When a company hires its first in-house attorney, an array of business practices are subjected to legal review for the first time. This can have the short-term (and even long-term) effect of increasing the legal expenses of a business. This is particularly true if the first hire is a general counsel rather than a staff attorney. So if legal expenses may actually climb, how should a company decide to add to its overhead?

Advantages of Bringing Counsel In-House

A key advantage of having an in-house GC is that he/she is "living with the client" during the initial thinking about projects. In a company where the GC is considered part of senior management, counsel is on hand to steer the company toward safer approaches to potentially risky propositions before significant time and resources have been committed. By virtue of having more direct and continuous contact with managers throughout the company, in-house counsel may identify and focus on issues that management might never have brought to the attention of outside counsel (or only when it was too late). In contrast, outside counsel are consulted most often after a matter has attained a "critical mass" and the expense becomes clearly justified.

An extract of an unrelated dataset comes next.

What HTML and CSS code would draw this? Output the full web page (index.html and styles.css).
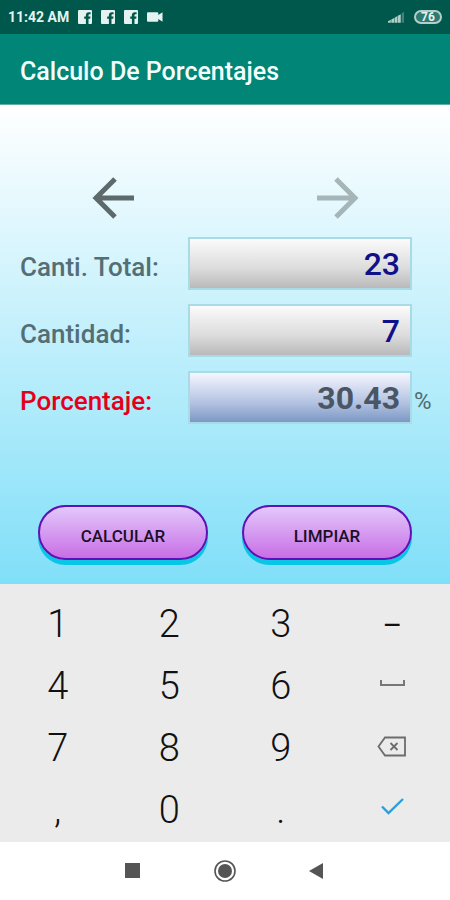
FILE: index.html
```
<!DOCTYPE html>
<html lang="es">
<head>
    <meta charset="UTF-8">
    <meta name="viewport" content="width=device-width, initial-scale=1.0">
    <title>Calculo De Porcentajes</title>
    <link rel="stylesheet" href="styles.css">
</head>
<body>
    <!-- Status bar -->
    <div class="status-bar">
        <span class="time">11:42 AM</span>
        <svg class="app-icon" viewBox="0 0 14 14"><path fill="#e6f2f0" d="M1 0h12a1 1 0 0 1 1 1v12a1 1 0 0 1-1 1h-2.500V8.800h1.700l.3-2.200h-2V5.300c0-.7.3-1.100 1.100-1.100h1V2.200h-1.700C9 2.200 7.900 3.300 7.900 5v1.600H6.200v2.200h1.700V14H1a1 1 0 0 1-1-1V1a1 1 0 0 1 1-1z"/></svg>
        <svg class="app-icon" viewBox="0 0 14 14"><path fill="#e6f2f0" d="M1 0h12a1 1 0 0 1 1 1v12a1 1 0 0 1-1 1h-2.500V8.800h1.700l.3-2.200h-2V5.300c0-.7.3-1.100 1.100-1.100h1V2.200h-1.700C9 2.200 7.900 3.300 7.900 5v1.600H6.200v2.200h1.700V14H1a1 1 0 0 1-1-1V1a1 1 0 0 1 1-1z"/></svg>
        <svg class="app-icon" viewBox="0 0 14 14"><path fill="#e6f2f0" d="M1 0h12a1 1 0 0 1 1 1v12a1 1 0 0 1-1 1h-2.500V8.800h1.700l.3-2.200h-2V5.300c0-.7.3-1.100 1.100-1.100h1V2.200h-1.700C9 2.200 7.900 3.300 7.900 5v1.600H6.200v2.200h1.700V14H1a1 1 0 0 1-1-1V1a1 1 0 0 1 1-1z"/></svg>
        <svg class="camera-icon" viewBox="0 0 17 10"><path fill="#e6f2f0" d="M1 0h10a1 1 0 0 1 1 1v2L16.500 0v10L12 7v2a1 1 0 0 1-1 1H1a1 1 0 0 1-1-1V1a1 1 0 0 1 1-1z"/></svg>
        <svg class="signal-icon" viewBox="0 0 18 12">
            <path fill="#b3cfca" d="M0 12v-1.500L3 9v3zM3.500 12V8.700L6.500 7v5zM7 12V6.700L10 5v7zM10.500 12V4.700l3-1.700v9z"/>
            <path fill="#3f837a" d="M14.500 12V2L17 .5V12z"/>
        </svg>
        <span class="battery">76</span>
    </div>

    <header class="app-bar">
        <h1>Calculo De Porcentajes</h1>
    </header>

    <main class="content">
        <div class="arrows">
            <button type="button" class="arrow" aria-label="Anterior">
                <svg viewBox="0 0 42 42"><path d="M42 21H4M23 2 4 21l19 19"/></svg>
            </button>
            <button type="button" class="arrow next" aria-label="Siguiente">
                <svg viewBox="0 0 42 42"><path d="M0 21h38M19 2l19 19-19 19"/></svg>
            </button>
        </div>

        <form id="calc-form">
            <div class="fields">
                <label for="total">Canti. Total:</label>
                <input type="text" id="total" inputmode="decimal" value="23">

                <label for="cantidad">Cantidad:</label>
                <input type="text" id="cantidad" inputmode="decimal" value="7">

                <label for="porcentaje" class="result-label">Porcentaje:</label>
                <input type="text" id="porcentaje" class="result" value="30.43" readonly>
                <span class="unit">%</span>
            </div>

            <div class="actions">
                <button type="submit" class="action">CALCULAR</button>
                <button type="button" class="action" id="limpiar">LIMPIAR</button>
            </div>
        </form>
    </main>

    <!-- Numeric keyboard -->
    <div class="keypad">
        <button type="button" class="key">1</button>
        <button type="button" class="key">2</button>
        <button type="button" class="key">3</button>
        <button type="button" class="key minus">–</button>
        <button type="button" class="key">4</button>
        <button type="button" class="key">5</button>
        <button type="button" class="key">6</button>
        <button type="button" class="key" aria-label="Espacio">
            <svg viewBox="0 0 30 24"><path stroke="#777" stroke-width="2" d="M4 6v5h23V6"/></svg>
        </button>
        <button type="button" class="key">7</button>
        <button type="button" class="key">8</button>
        <button type="button" class="key">9</button>
        <button type="button" class="key" aria-label="Borrar">
            <svg viewBox="0 0 30 24"><path stroke="#6c6c6c" stroke-width="1.800" d="M8 1.500h20v18H8l-6.500-9zM13.500 7l7 7M20.500 7l-7 7"/></svg>
        </button>
        <button type="button" class="key">,</button>
        <button type="button" class="key">0</button>
        <button type="button" class="key">.</button>
        <button type="button" class="key" aria-label="Aceptar">
            <svg viewBox="0 0 30 24"><path stroke="#2b9fd8" stroke-width="2.400" d="M5 8.500l6.500 6.500L26 1"/></svg>
        </button>
    </div>

    <nav class="nav-bar">
        <button type="button" aria-label="Recientes">
            <svg viewBox="0 0 24 24"><path fill="#555" d="M4 4h15v15H4z"/></svg>
        </button>
        <button type="button" aria-label="Inicio">
            <svg viewBox="0 0 24 24">
                <circle cx="12" cy="12" r="10" fill="none" stroke="#555" stroke-width="1.600"/>
                <circle cx="12" cy="12" r="7" fill="#555"/>
            </svg>
        </button>
        <button type="button" aria-label="Atras">
            <svg viewBox="0 0 24 24"><path fill="#555" d="M18 4v16L4 12z"/></svg>
        </button>
    </nav>

    <script>
        const total = document.getElementById('total');
        const cantidad = document.getElementById('cantidad');
        const porcentaje = document.getElementById('porcentaje');

        document.getElementById('calc-form').addEventListener('submit', (e) => {
            e.preventDefault();
            const result = cantidad.value / total.value * 100;
            porcentaje.value = isFinite(result) ? result.toFixed(2) : '';
        });

        document.getElementById('limpiar').addEventListener('click', () => {
            total.value = '';
            cantidad.value = '';
            porcentaje.value = '';
        });
    </script>
</body>
</html>
```

FILE: styles.css
```
* {
    box-sizing: border-box;
}

body {
    font-family: Roboto, sans-serif;
    margin: 0;
    min-height: 100vh;
    display: flex;
    flex-direction: column;
    background: #fff;
}

button {
    font-family: inherit;
    padding: 0;
    border: none;
    background: none;
    cursor: pointer;
}

svg {
    display: block;
}

.status-bar {
    display: flex;
    align-items: center;
    gap: 9px;
    height: 34px;
    padding: 0 8px;
    background: #00574b;
    color: #e6f2f0;
}

.time {
    font-size: 14px;
    font-weight: 700;
}

.app-icon {
    width: 14px;
    height: 14px;
}

.camera-icon {
    width: 16px;
    height: 10px;
}

.signal-icon {
    width: 17px;
    height: 12px;
    margin-left: auto;
}

.battery {
    width: 28px;
    height: 14px;
    border: 2px solid #b3cfca;
    border-radius: 7px;
    background: #2f7a70;
    font-size: 12px;
    font-weight: 700;
    line-height: 10px;
    text-align: center;
}

.app-bar {
    display: flex;
    align-items: center;
    height: 71px;
    padding: 4px 20px 0;
    background: #008577;
    border-bottom: 1px solid #5fada4;
}

h1 {
    margin: 0;
    font-size: 25px;
    font-weight: 500;
    color: #f4fffd;
}

.content {
    flex: 1;
    padding-top: 65px;
    background: linear-gradient(to bottom, #ffffff, #80dff8);
}

.arrows {
    display: grid;
    grid-template-columns: 1fr 1fr;
    justify-items: center;
    margin-bottom: 11px;
}

.arrow {
    padding: 7px;
}

.arrow svg {
    width: 42px;
    height: 42px;
    fill: none;
    stroke: #5e696b;
    stroke-width: 5;
}

.arrow.next svg {
    stroke: #a5b5b8;
}

.fields {
    display: grid;
    grid-template-columns: 168px 1fr 38px;
    row-gap: 14px;
    align-items: center;
    padding-left: 20px;
}

.fields label {
    grid-column: 1;
    padding-top: 6px;
    font-size: 26px;
    font-weight: 500;
    color: #546e76;
}

.fields .result-label {
    color: #e4001b;
}

.fields input {
    width: 100%;
    min-width: 0;
    height: 53px;
    padding: 0 10px;
    border: 2px solid #a9dbe6;
    border-radius: 0;
    background: linear-gradient(to bottom, #fbfbfb, #dcdcdc 60%, #b9b9bb);
    font-family: inherit;
    font-size: 32px;
    font-weight: 500;
    text-align: right;
    color: #10108a;
    outline: none;
}

.fields .result {
    background: linear-gradient(to bottom, #f6f6ff, #b4c3e2 60%, #7c98c4);
    font-weight: 700;
    color: #4b5664;
}

.unit {
    padding: 6px 0 0 2px;
    font-size: 24px;
    color: #4f6b72;
}

.actions {
    display: grid;
    grid-template-columns: 1fr 1fr;
    gap: 34px;
    padding: 81px 38px 24px;
}

.action {
    height: 55px;
    padding-top: 6px;
    border: 2px solid #5c12b4;
    border-radius: 28px;
    background: linear-gradient(to bottom, #e2c8fb, #c96ee6);
    box-shadow: 0 5px 0 #09c6e6;
    font-size: 17px;
    font-weight: 500;
    color: #1c0f26;
}

.keypad {
    display: grid;
    grid-template-columns: repeat(4, 1fr);
    grid-auto-rows: 62px;
    padding: 9px 2px 1px;
    background: #ebebeb;
}

.key {
    display: flex;
    justify-content: center;
    align-items: center;
    font-size: 38px;
    font-weight: 300;
    color: #111;
}

.key.minus {
    font-size: 30px;
    font-weight: 400;
}

.key svg {
    width: 30px;
    height: 24px;
    fill: none;
}

.nav-bar {
    display: flex;
    justify-content: center;
    align-items: center;
    gap: 68px;
    height: 58px;
    background: #fff;
}

.nav-bar svg {
    width: 24px;
    height: 24px;
}
```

Not every company can justify hiring a full-time or even part-time lawyer. There are no hard-and-fast rules, but here are some of the indicia:

1. Sales exceed $10 million and/or the headcount of the company goes beyond 250.

2. The company provides a service or sells a product that has potential to cause great physical, emotional, or financial harm.

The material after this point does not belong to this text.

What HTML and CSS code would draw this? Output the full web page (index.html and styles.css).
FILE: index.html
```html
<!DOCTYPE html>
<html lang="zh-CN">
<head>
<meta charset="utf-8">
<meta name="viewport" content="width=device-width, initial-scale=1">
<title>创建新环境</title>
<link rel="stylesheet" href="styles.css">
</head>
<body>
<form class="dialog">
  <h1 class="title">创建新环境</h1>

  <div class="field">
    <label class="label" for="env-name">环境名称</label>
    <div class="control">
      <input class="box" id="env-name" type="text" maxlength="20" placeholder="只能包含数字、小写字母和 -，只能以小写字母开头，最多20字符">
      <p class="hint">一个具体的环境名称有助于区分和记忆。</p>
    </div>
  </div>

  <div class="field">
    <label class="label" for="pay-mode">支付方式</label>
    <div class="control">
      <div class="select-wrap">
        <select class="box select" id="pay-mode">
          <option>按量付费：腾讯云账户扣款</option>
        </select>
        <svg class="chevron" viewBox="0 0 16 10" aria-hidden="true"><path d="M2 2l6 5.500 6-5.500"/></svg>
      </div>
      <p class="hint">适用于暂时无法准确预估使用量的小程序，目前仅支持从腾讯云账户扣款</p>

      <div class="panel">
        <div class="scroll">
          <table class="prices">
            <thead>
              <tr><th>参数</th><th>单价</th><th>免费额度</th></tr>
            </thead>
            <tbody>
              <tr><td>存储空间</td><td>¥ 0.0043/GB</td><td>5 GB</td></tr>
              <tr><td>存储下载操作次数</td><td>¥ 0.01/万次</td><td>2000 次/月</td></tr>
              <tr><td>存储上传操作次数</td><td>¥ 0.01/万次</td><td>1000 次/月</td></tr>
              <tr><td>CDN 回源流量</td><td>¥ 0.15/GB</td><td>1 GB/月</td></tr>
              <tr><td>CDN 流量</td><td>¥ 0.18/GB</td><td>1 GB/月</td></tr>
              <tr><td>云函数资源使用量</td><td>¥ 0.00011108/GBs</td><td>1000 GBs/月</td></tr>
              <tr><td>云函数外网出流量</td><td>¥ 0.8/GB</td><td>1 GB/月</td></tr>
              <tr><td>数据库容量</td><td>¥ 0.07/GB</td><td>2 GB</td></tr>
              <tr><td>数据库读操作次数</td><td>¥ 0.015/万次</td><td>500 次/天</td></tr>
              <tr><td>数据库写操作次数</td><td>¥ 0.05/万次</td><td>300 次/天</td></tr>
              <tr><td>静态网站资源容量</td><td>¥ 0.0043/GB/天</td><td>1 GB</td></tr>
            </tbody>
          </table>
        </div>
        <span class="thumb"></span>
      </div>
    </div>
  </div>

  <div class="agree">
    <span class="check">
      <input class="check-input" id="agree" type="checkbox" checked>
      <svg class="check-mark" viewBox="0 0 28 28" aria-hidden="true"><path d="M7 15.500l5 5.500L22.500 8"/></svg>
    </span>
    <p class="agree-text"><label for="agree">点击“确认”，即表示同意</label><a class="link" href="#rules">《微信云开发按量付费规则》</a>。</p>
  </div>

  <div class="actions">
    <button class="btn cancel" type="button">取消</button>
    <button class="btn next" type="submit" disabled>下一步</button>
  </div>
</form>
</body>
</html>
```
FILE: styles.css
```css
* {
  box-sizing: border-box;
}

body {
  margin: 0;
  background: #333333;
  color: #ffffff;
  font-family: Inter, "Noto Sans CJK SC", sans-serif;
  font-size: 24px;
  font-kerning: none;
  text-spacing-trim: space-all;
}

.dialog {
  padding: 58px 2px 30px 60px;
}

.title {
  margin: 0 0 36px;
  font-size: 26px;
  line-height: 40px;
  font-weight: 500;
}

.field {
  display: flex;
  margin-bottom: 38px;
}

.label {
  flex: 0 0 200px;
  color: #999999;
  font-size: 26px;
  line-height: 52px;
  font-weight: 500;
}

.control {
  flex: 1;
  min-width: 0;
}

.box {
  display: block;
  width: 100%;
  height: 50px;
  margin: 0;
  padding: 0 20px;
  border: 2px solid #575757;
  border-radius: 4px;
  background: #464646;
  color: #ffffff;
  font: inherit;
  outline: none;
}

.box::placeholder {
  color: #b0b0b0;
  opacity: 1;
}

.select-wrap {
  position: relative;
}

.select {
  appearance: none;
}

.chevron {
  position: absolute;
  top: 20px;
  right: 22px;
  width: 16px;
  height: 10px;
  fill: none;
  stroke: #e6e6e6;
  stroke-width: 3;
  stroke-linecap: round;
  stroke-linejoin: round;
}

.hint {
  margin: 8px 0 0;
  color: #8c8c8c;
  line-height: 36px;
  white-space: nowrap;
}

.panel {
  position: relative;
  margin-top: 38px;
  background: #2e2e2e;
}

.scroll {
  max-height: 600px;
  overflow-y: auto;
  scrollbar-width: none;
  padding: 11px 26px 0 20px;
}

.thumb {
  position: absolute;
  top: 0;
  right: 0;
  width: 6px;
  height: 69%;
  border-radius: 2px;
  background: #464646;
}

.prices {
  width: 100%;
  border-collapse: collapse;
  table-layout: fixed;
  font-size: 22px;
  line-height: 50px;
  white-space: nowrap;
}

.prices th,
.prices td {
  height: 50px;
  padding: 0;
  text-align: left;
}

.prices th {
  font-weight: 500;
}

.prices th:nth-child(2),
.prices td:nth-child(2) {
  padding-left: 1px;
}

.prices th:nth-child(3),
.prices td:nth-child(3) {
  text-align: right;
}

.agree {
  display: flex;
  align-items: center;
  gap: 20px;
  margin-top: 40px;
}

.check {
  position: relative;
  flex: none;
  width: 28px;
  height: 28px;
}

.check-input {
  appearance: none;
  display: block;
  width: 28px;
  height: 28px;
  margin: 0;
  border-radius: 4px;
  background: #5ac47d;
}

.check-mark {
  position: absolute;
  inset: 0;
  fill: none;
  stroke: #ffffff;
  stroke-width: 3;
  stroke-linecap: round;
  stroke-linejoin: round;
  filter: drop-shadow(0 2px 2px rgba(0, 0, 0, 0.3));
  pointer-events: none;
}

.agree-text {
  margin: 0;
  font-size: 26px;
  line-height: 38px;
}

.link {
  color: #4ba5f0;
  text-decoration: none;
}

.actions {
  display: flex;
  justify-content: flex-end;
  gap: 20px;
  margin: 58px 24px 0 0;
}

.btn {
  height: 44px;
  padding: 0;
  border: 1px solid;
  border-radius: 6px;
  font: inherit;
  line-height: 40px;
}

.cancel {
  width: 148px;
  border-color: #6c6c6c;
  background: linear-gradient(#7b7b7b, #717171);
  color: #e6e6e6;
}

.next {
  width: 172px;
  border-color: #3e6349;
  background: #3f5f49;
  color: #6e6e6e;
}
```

3. The company owns and/or leases several properties.

4. The company deals with a high volume of contracts with vendors and clients.

5. The company is in a regulated industry (or one that will be).

6. The business is heavily involved in the purchase, sale, and/or development of valuable intellectual property.

7. The company is contemplating going public.

8. The company is facing a serious legal/PR problem that is likely to linger.

Who is the First In-House Attorney?

Sometimes the first attorney to be hired by a company is not a GC, but rather a junior lawyer hired to function in a narrow capacity (e.g., reviewing contracts or overseeing regulatory compliance). Technology companies sometimes hire patent counsel first. Still other companies may make the decision to hire a GC on a permanent part-time basis.

If the company does decide to hire a GC, it is more sensible to hire a generalist because the legal problems of most companies span a wide range of business, employment, real estate, tax, and litigation issues.

Prior in-house experience (or corporate experience that predates law school) demonstrates that the attorney is accustomed to working closely with managers and finding workable business solutions. Prior in-house experience also ensures that the attorney is familiar with the drop in professional status that some lawyers feel when they leave the revenue side and join the expense side. Finally, prior in-house experience indicates that the attorney has experience managing outside counsel and controlling legal bills.

Several years of experience at a major law firm can be a good indicator that the attorney is well trained. It is more difficult to get good training in a corporate law department because there are fewer attorneys to learn from and fewer resources for learning (though there are some very talented attorneys who have never worked at a major law firm). An attorney with firm experience also knows how duplication of work can occur in a firm and what level of expertise is necessary for an issue.

Ultimately, money is the issue. Companies hire attorneys as part of their risk-management strategies. A lawyer who is doing his/her job well will protect a company from liabilities that far exceed his/her salary (if he/she is in-house) or his fees (if he/she is hired as outside counsel). The question that each company must resolve is whether bringing some capacity in-house is cost-effective in the short run or, more importantly, in the long run.